Scikit-learn is a wonderful tool which lets you easily train and use many different Machine Learning models. And it lets you build k-NNs not only using cosine but with several other metrics as well. So, why not take advantage of that? There are several good reasons. Let’s see.

- Scikit-learn does not support GPUs. By building our k-NN in Keras, we can leverage GPUs for increased inference speed.
- Scikit-learn does not run on iOS devices. Apple’s tools for converting Machine Learning models to Apple’s CoreML format
*do*support Scikit-learn but only some specific model types and the k-NN is not one of them. The Keras model, however, can be converted to CoreML, making it easy to run your model on an iPhone. - Building the k-NN in Scikit-learn (or similar) would introduce another dependency. By building the k-NN with the same tools we use for the neural network, we can avoid introducing more dependencies.
- Having a single, unified model handling feature extraction and neighbor computation makes for a simpler setup.
- Finally, it’s a fun little exercise!

### The Big Picture

In broad terms, the flow of the system looks like this:

The steps we need to carry out are:

- Obtain some images making up your image database.
- Train or obtain a network for feature extraction.
- Extract features for all images in the database.
- Build a k-NN using the features extracted in step 3.
- Join the feature extraction network and the k-NN for a single, unified model.

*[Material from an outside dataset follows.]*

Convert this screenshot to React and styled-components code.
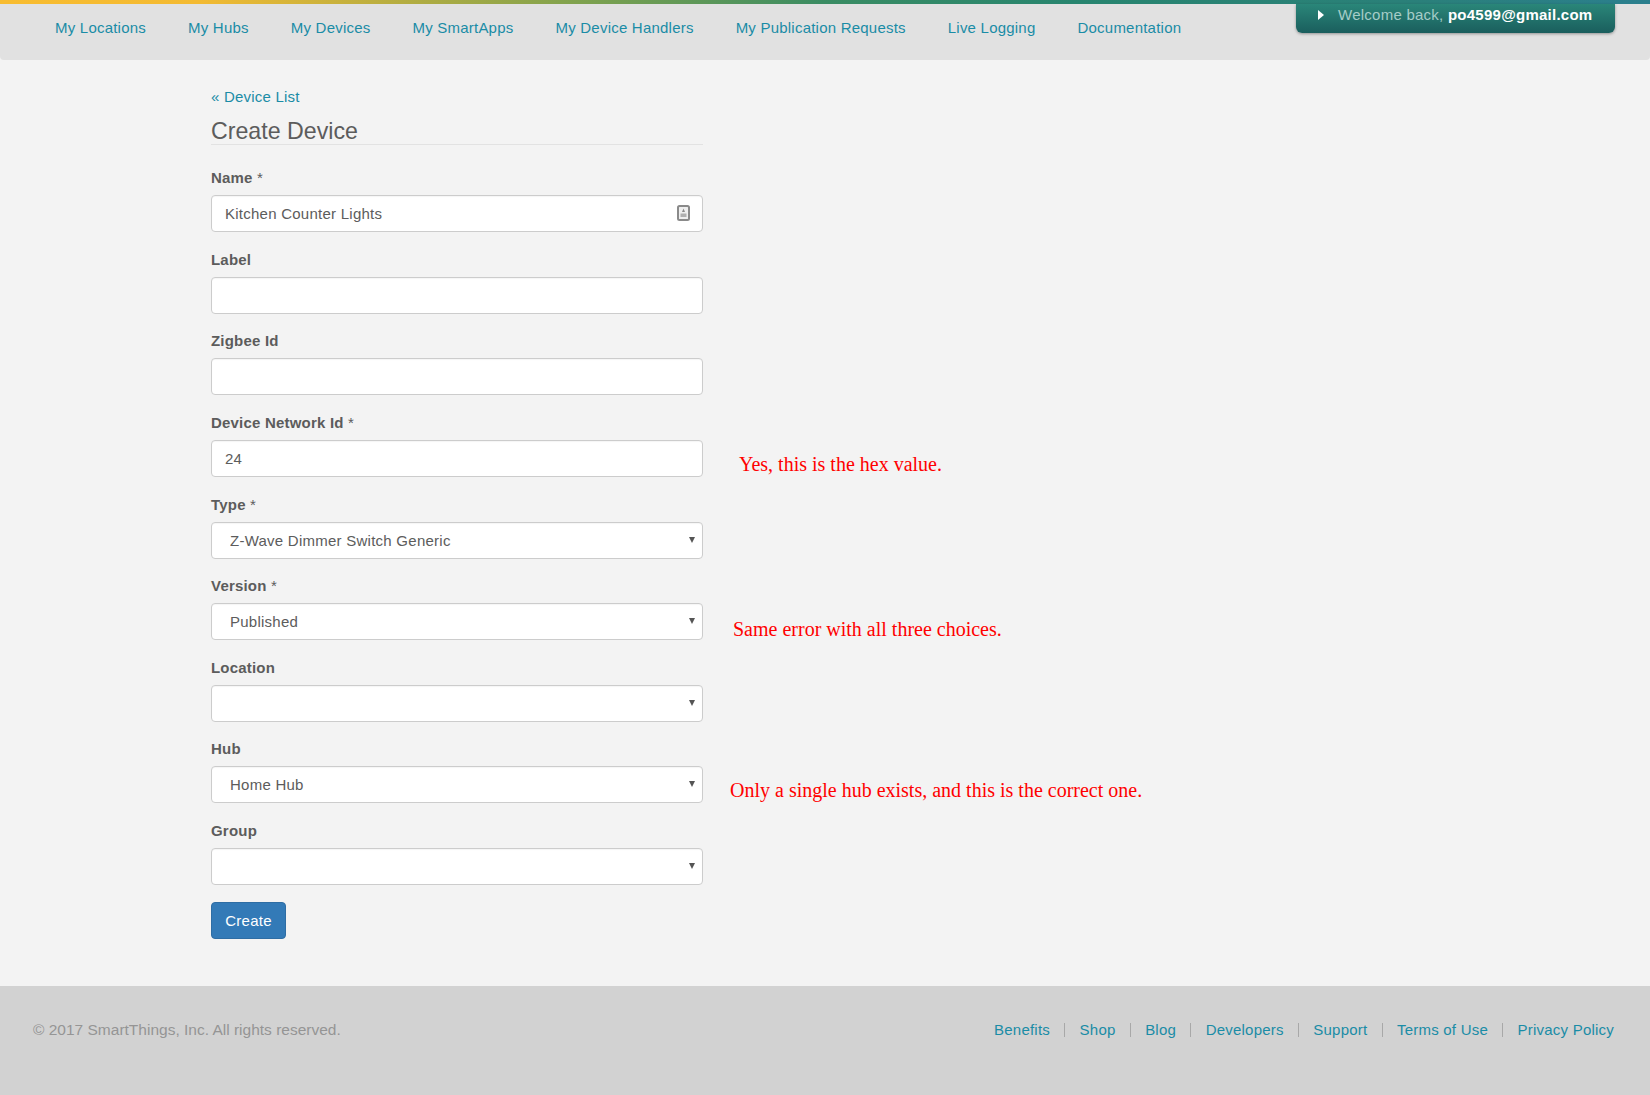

Let’s go through each step! And remember, for the complete code example, take a look at the Jupyter notebook.

### Build the Image Database

Before we can do anything useful, we need some images. For this example, I will use images from the Caltech 101 dataset which contains images from 101 categories such as airplanes, butterflies, helicopters, pandas, pizzas and more. From the Caltech 101 website:

Pictures of objects belonging to 101 categories. About 40 to 800 images per category. Most categories have about 50 images. Collected in September 2003 by Fei-Fei Li, Marco Andreetto, and Marc ‘Aurelio Ranzato. The size of each image is roughly 300 x 200 pixels.

The Caltech101 dataset contains labeled images but we do not actually use the labels, so feel free to use an unlabeled dataset.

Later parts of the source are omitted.